As it turns out, I do play with LiDAR all the time. I think I have a blogpost about scanning my environment too


Got a link to that blog?


Here’s one where I did a Gaussian Splat. But I talk about my LiDAR scanned head there too

https://blog.tymscar.com/posts/gaussiansplat/


Oh, completely missed that you're the OP and this was all your blog.


I'm the only person with a router that's broadcasting 6GHz in my apartment complex, so until that changes I'm gonna keep using High transmit power :)


There might be more people than you, but 6GHz with wide channels doesn’t penetrate very far. You wouldn’t be able to see all of the networks, just maybe your adjacent neighbors.


Quite right. However, if your wifi bridge has an option for auto tuning the power then that might be a future proofing option, assuming that everyone uses it, which they probably won't sigh

If wifi becomes a pain within a shared building then seriously consider ethernet. Slimline stick on trunking will hide the wires at about £1-2/m. A box of CAT6, solid core is less than £1/m. You will also need some back boxes, modules and face plates (~£2.50 each) and a POST tool (fiver?) Or you can try and bodge RJ45 plugs onto the solid core CAT6 - please don't unless you really know what you are doing: it looks messy and is seriously prone to weird failures.


‘High power’ on a router is mostly useful to borderline clients. Without that, they likely won’t even be able to see it. It’s hard to auto detect that situation initially, since how can you tell someone you can’t hear to get louder?
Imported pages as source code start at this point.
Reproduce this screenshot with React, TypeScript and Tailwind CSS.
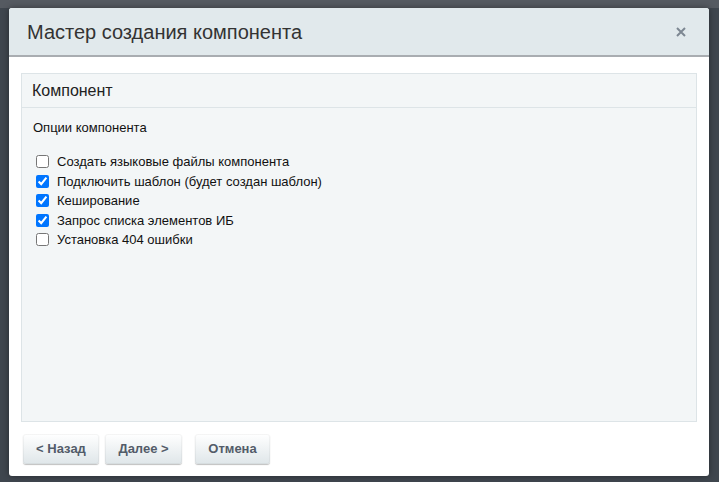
import React from "react";

const options = [
  { label: "Создать языковые файлы компонента", checked: false },
  { label: "Подключить шаблон (будет создан шаблон)", checked: true },
  { label: "Кеширование", checked: true },
  { label: "Запрос списка элементов ИБ", checked: true },
  { label: "Установка 404 ошибки", checked: false },
];

function Btn({ children, className = "" }: { children: React.ReactNode; className?: string }) {
  return (
    <button
      className={
        "h-[30px] rounded-[3px] bg-gradient-to-b from-[#ffffff] to-[#dfe6e9] text-[13px] font-bold text-[#535c69] shadow-[0_1px_1px_rgba(0,0,0,0.25),inset_0_0_0_1px_rgba(0,0,0,0.04)] " +
        className
      }
    >
      {children}
    </button>
  );
}

export default function App() {
  return (
    <div
      className="relative h-[482px] w-[719px] overflow-hidden bg-[#3f464e]"
      style={{ fontFamily: '"Liberation Sans", Arial, sans-serif' }}
    >
      <div className="absolute left-0 top-0 h-[8px] w-full bg-[#555a61]" />
      <div className="absolute left-[9px] top-[8px] flex h-[468px] w-[700px] flex-col overflow-hidden rounded-[3px] bg-white shadow-[0_0_6px_rgba(0,0,0,0.4)]">
        <div className="flex h-[49px] shrink-0 items-center justify-between border-b-2 border-[#a9adb1] bg-[#e1e9ec] pl-[18px] pr-[23px]">
          <span className="text-[20px] text-[#333]">Мастер создания компонента</span>
          <svg width="10" height="10" viewBox="0 0 10 10" className="mt-[1px]">
            <path d="M1 1 L9 9 M9 1 L1 9" stroke="#7d8792" strokeWidth="2" />
          </svg>
        </div>
        <div className="flex flex-1 flex-col px-[12px] pt-[16px]">
          <div className="flex h-[349px] flex-col border border-[#dde4e7] bg-[#f3f6f7]">
            <div className="flex h-[34px] shrink-0 items-center border-b border-[#dde4e7] pl-[10px] text-[16px] text-[#222]">
              Компонент
            </div>
            <div className="pl-[11px] pt-[12px] text-[13px] text-[#111]">
              <div className="h-[16px] leading-[16px]">Опции компонента</div>
              <div className="mt-[16px] flex flex-col">
                {options.map((o) => (
                  <label key={o.label} className="flex h-[19.5px] items-center">
                    <input
                      type="checkbox"
                      defaultChecked={o.checked}
                      className="m-0 ml-[3px] mr-[8px] h-[13px] w-[13px] accent-[#0075ff]"
                    />
                    <span>{o.label}</span>
                  </label>
                ))}
              </div>
            </div>
          </div>
          <div className="mt-[12px] flex items-center pl-[2px]">
            <Btn className="w-[76px]">&lt; Назад</Btn>
            <Btn className="ml-[6px] w-[77px]">Далее &gt;</Btn>
            <Btn className="ml-[13px] w-[75px]">Отмена</Btn>
          </div>
        </div>
      </div>
    </div>
  );
}
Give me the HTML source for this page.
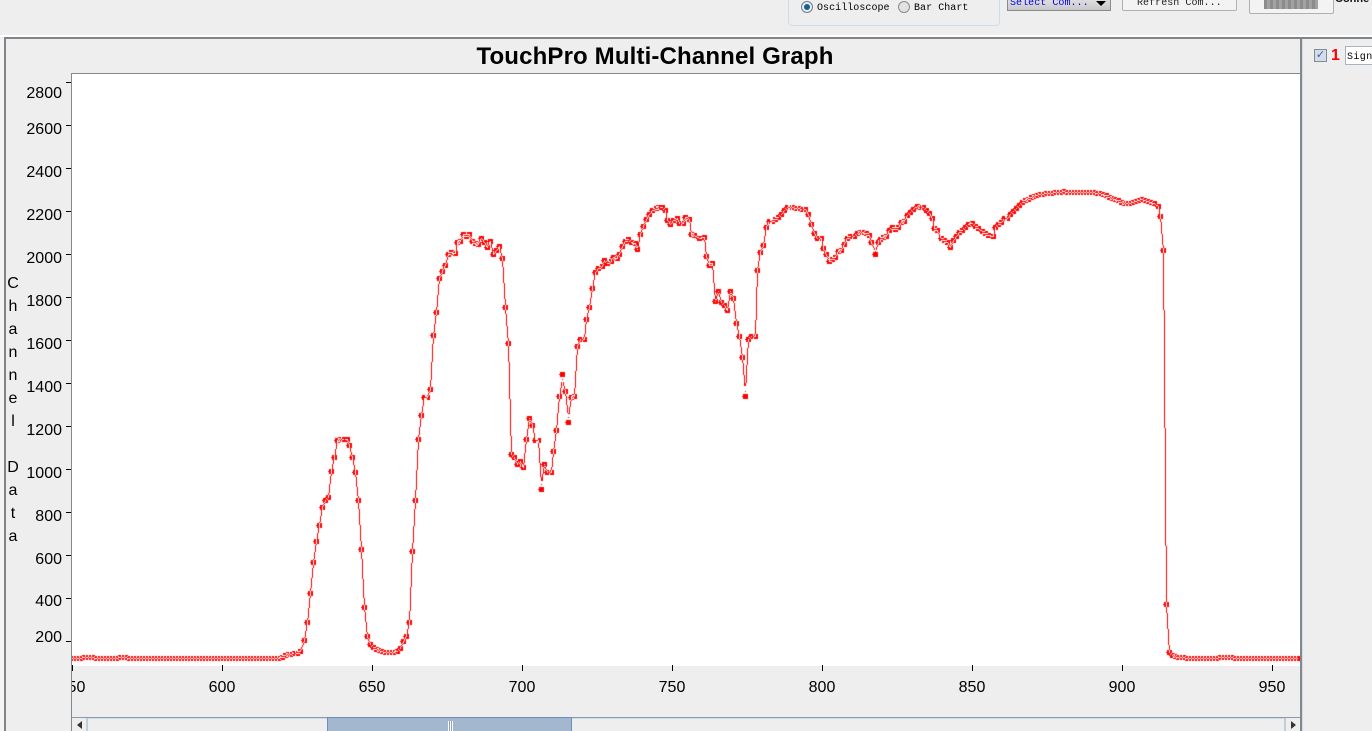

You should use the lowest setting that works for you, because high power can mean worse performance - either due to high distortion, multipathing (reflections) or the AP heating up and throttling.


Agree you want TX power as low as you can, but in practice, I've always found there's at least once device in my house that'll benefit from an increased TX power. Also I generally just the FCC in setting reasonable power limits for what 'high' should be.